* **Objective**
Look through the data below. Collect every line where the word "that" occurs.

* **Data provided**
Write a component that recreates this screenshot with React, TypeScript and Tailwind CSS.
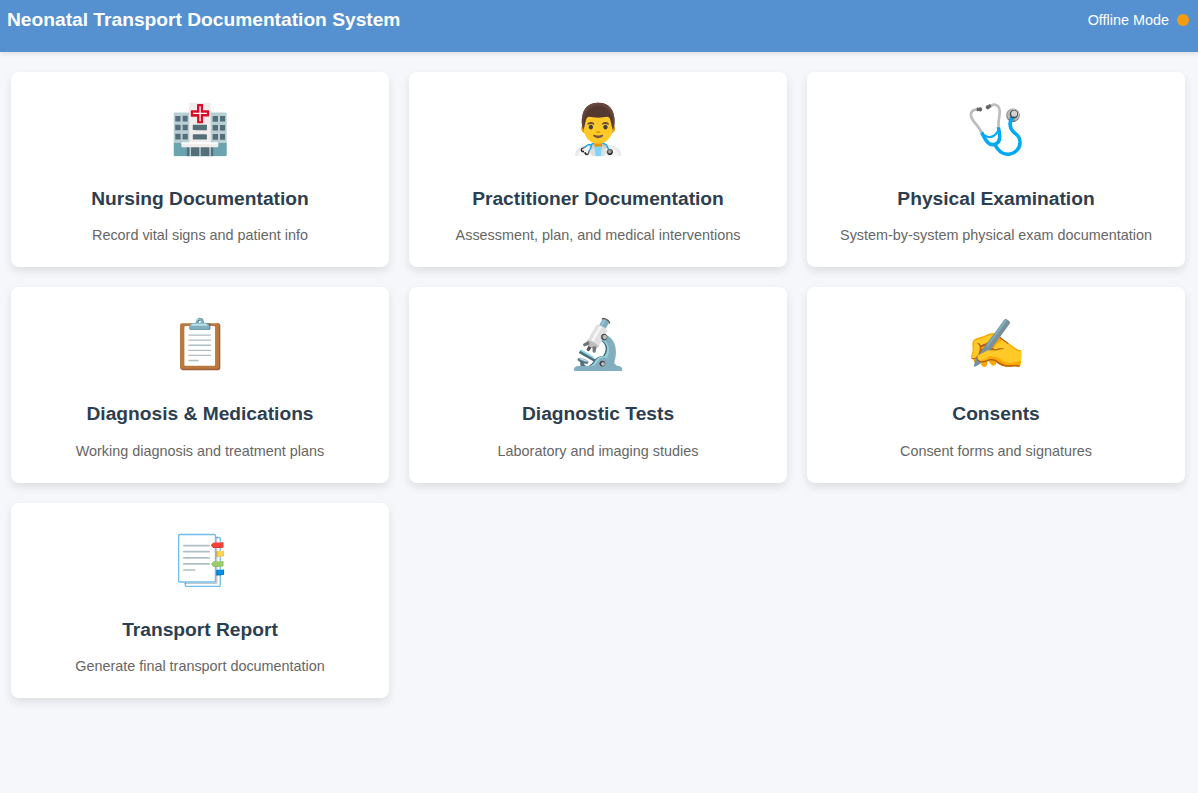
const modules = [
  { icon: "🏥", title: "Nursing Documentation", text: "Record vital signs and patient info" },
  { icon: "👨‍⚕️", title: "Practitioner Documentation", text: "Assessment, plan, and medical interventions" },
  { icon: "🩺", title: "Physical Examination", text: "System-by-system physical exam documentation" },
  { icon: "📋", title: "Diagnosis & Medications", text: "Working diagnosis and treatment plans" },
  { icon: "🔬", title: "Diagnostic Tests", text: "Laboratory and imaging studies" },
  { icon: "✍️", title: "Consents", text: "Consent forms and signatures" },
  { icon: "📑", title: "Transport Report", text: "Generate final transport documentation" },
];

function Header() {
  return (
    <header className="flex h-[52px] items-start justify-between bg-[#5591d0] pt-[8px] pr-[9px] pl-[7px] text-white shadow-[0_2px_5px_rgba(0,0,0,0.1)]">
      <h1 className="text-[19.2px] leading-[23px] font-bold">Neonatal Transport Documentation System</h1>
      <div className="flex items-center gap-2 text-[14.4px] leading-[24px]">
        <span>Offline Mode</span>
        <span className="size-3 rounded-full bg-[#f39c12]" />
      </div>
    </header>
  );
}

export default function App() {
  return (
    <div className="min-h-screen bg-[#f5f7fa] font-['Liberation_Sans',Arial,sans-serif]">
      <Header />
      <main className="grid grid-cols-3 gap-x-5 gap-y-[20px] pt-5 pr-[13px] pl-[11px]">
        {modules.map((m) => (
          <section
            key={m.title}
            className="flex h-[195.36px] flex-col items-center rounded-lg bg-white pt-5 text-center shadow-[0_4px_10px_rgba(0,0,0,0.1)]"
          >
            <div className="h-[77px] text-[48px] leading-[75px]">
              <span className="inline-block scale-[1.01]">{m.icon}</span>
            </div>
            <h2 className="mt-[14px] text-[19.2px] leading-[31px] font-bold text-[#2c3e50]">{m.title}</h2>
            <p className="mt-[10.25px] text-[14.4px] leading-[23px] text-[#666]">{m.text}</p>
          </section>
        ))}
      </main>
    </div>
  );
}
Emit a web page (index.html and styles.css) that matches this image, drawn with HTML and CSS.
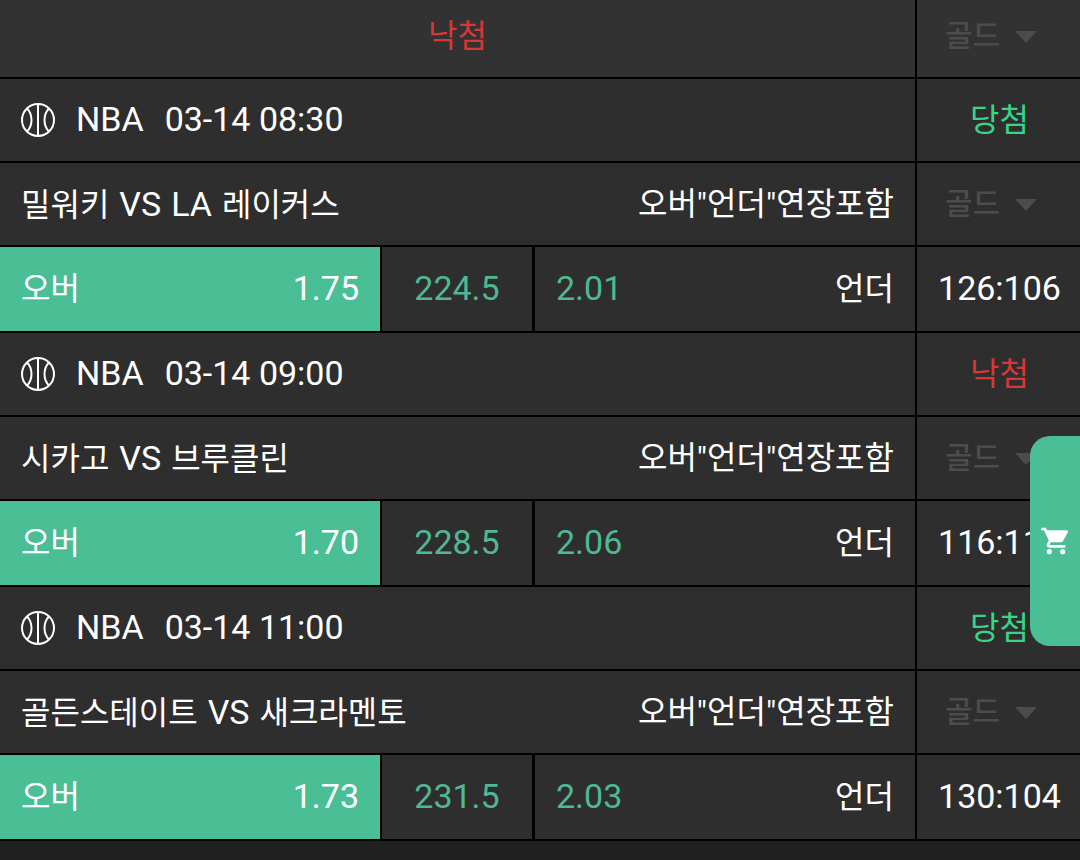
FILE: index.html
```html
<!DOCTYPE html>
<html lang="ko">
<head>
<meta charset="utf-8">
<meta name="viewport" content="width=device-width, initial-scale=1">
<title>NBA 오버 언더</title>
<link rel="stylesheet" href="styles.css">
</head>
<body>
<svg class="symbols" aria-hidden="true">
  <symbol id="ball" viewBox="0 0 34 34">
    <g fill="none" stroke="currentColor" stroke-width="2">
      <circle cx="17" cy="17" r="16"/>
      <path d="M17 1v32M6 5.500Q10.500 10 10.500 17T6 28.500M28 5.500Q23.500 10 23.500 17T28 28.500"/>
    </g>
  </symbol>
  <symbol id="cart" viewBox="0 0 24 24">
    <path fill="currentColor" d="M7 18c-1.100 0-1.990.9-1.990 2S5.900 22 7 22s2-.9 2-2-.9-2-2-2zM1 2v2h2l3.600 7.590-1.350 2.450c-.16.28-.25.61-.25.96 0 1.100.9 2 2 2h12v-2H7.420c-.14 0-.25-.11-.25-.25l.03-.12.9-1.630h7.450c.75 0 1.410-.41 1.750-1.030l3.580-6.490A1 1 0 0 0 20.010 4H5.210l-.94-2H1zm16 16c-1.100 0-1.990.9-1.990 2s.89 2 1.990 2 2-.9 2-2-.9-2-2-2z"/>
  </symbol>
  <symbol id="arrow" viewBox="0 0 22 12">
    <path fill="currentColor" d="M0 0h22L11 12z"/>
  </symbol>
</svg>
<main class="bets">
  <header class="row summary">
    <div class="cell result lost">낙첨</div>
    <div class="cell side">
      <label class="picker"><select aria-label="골드" disabled><option>골드</option></select><svg class="arrow"><use href="#arrow"/></svg></label>
    </div>
  </header>

  <section class="match">
    <div class="row">
      <div class="cell league"><svg class="ball"><use href="#ball"/></svg><span class="num">NBA</span><time class="num">03-14 08:30</time></div>
      <div class="cell side won">당첨</div>
    </div>
    <div class="row">
      <div class="cell game"><div class="teams"><span>밀워키</span> <span class="latin">VS</span> <span class="latin">LA</span> <span>레이커스</span></div><span>오버"언더"연장포함</span></div>
      <div class="cell side">
        <label class="picker"><select aria-label="골드" disabled><option>골드</option></select><svg class="arrow"><use href="#arrow"/></svg></label>
      </div>
    </div>
    <div class="row odds">
      <div class="lines">
        <button class="pick chosen" type="button"><span>오버</span><span class="num">1.75</span></button>
        <div class="total"><span class="num">224.5</span></div>
        <button class="pick under" type="button"><span class="num rate">2.01</span><span>언더</span></button>
      </div>
      <div class="cell side"><span class="num">126:106</span></div>
    </div>
  </section>

  <section class="match">
    <div class="row">
      <div class="cell league"><svg class="ball"><use href="#ball"/></svg><span class="num">NBA</span><time class="num">03-14 09:00</time></div>
      <div class="cell side lost">낙첨</div>
    </div>
    <div class="row">
      <div class="cell game"><div class="teams"><span>시카고</span> <span class="latin">VS</span> <span>브루클린</span></div><span>오버"언더"연장포함</span></div>
      <div class="cell side">
        <label class="picker"><select aria-label="골드" disabled><option>골드</option></select><svg class="arrow"><use href="#arrow"/></svg></label>
      </div>
    </div>
    <div class="row odds">
      <div class="lines">
        <button class="pick chosen" type="button"><span>오버</span><span class="num">1.70</span></button>
        <div class="total"><span class="num">228.5</span></div>
        <button class="pick under" type="button"><span class="num rate">2.06</span><span>언더</span></button>
      </div>
      <div class="cell side"><span class="num">116:110</span></div>
    </div>
  </section>

  <section class="match">
    <div class="row">
      <div class="cell league"><svg class="ball"><use href="#ball"/></svg><span class="num">NBA</span><time class="num">03-14 11:00</time></div>
      <div class="cell side won">당첨</div>
    </div>
    <div class="row">
      <div class="cell game"><div class="teams"><span>골든스테이트</span> <span class="latin">VS</span> <span>새크라멘토</span></div><span>오버"언더"연장포함</span></div>
      <div class="cell side">
        <label class="picker"><select aria-label="골드" disabled><option>골드</option></select><svg class="arrow"><use href="#arrow"/></svg></label>
      </div>
    </div>
    <div class="row odds">
      <div class="lines">
        <button class="pick chosen" type="button"><span>오버</span><span class="num">1.73</span></button>
        <div class="total"><span class="num">231.5</span></div>
        <button class="pick under" type="button"><span class="num rate">2.03</span><span>언더</span></button>
      </div>
      <div class="cell side"><span class="num">130:104</span></div>
    </div>
  </section>
</main>
<button class="cart" type="button" aria-label="장바구니"><svg><use href="#cart"/></svg></button>
</body>
</html>
```
FILE: styles.css
```css
* {
  box-sizing: border-box;
}

body {
  margin: 0;
  background: #202020;
  color: #fff;
  font: 32px/40px Roboto, "Noto Sans CJK KR", sans-serif;
}

button,
select {
  margin: 0;
  border: 0;
  color: inherit;
  font: inherit;
}

.symbols {
  display: none;
}

.row {
  display: grid;
  grid-template-columns: minmax(0, 1fr) 163px;
  gap: 2px;
  min-height: 84px;
  border-bottom: 2px solid #000;
  background: #000;
}

.summary {
  min-height: 79px;
}

.odds {
  min-height: 86px;
}

.cell {
  display: flex;
  align-items: center;
  background: #2e2e2e;
  white-space: nowrap;
}

.summary .cell {
  background: #323232;
  padding-bottom: 6px;
}

.result,
.side {
  justify-content: center;
}

.side {
  padding-left: 2px;
}

.league {
  gap: 21px;
  padding: 0 21px;
}

.ball {
  width: 34px;
  height: 34px;
}

.game {
  justify-content: space-between;
  padding: 0 21px;
}

.teams {
  display: flex;
  align-items: baseline;
  gap: 10px;
}

.num,
.latin {
  font-size: 34px;
}

.num {
  padding-bottom: 2px;
}

.won {
  color: #37d587;
}

.lost {
  color: #d93636;
}

.picker {
  display: flex;
  align-items: center;
  gap: 14px;
  padding-right: 17px;
  color: #4c4c4c;
}

.picker select {
  appearance: none;
  padding: 0;
  background: none;
  font-size: 30px;
  font-weight: 500;
  opacity: 1;
}

.arrow {
  width: 22px;
  height: 12px;
  margin-top: 2px;
}

.lines {
  display: grid;
  grid-template-columns: 380fr 150px 381fr;
  column-gap: 2px;
}

.pick,
.total {
  display: flex;
  align-items: center;
  background: #2e2e2e;
}

.pick {
  justify-content: space-between;
  padding: 0 21px;
}

.pick.chosen {
  background: #4abf96;
}

.total {
  justify-content: center;
}

.total,
.rate {
  color: #4fb893;
}

.under {
  margin-left: 1px;
}

.cart {
  position: fixed;
  top: 436px;
  right: 0;
  display: flex;
  align-items: center;
  justify-content: center;
  width: 50px;
  height: 210px;
  padding: 0 0 0 2px;
  border-radius: 20px 0 0 20px;
  background: #4abf96;
}

.cart svg {
  width: 32px;
  height: 32px;
}
```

* **Output**
Write a component that recreates this screenshot with React, TypeScript and Tailwind CSS.
Emit a web page (index.html and styles.css) that matches this image, drawn with HTML and CSS.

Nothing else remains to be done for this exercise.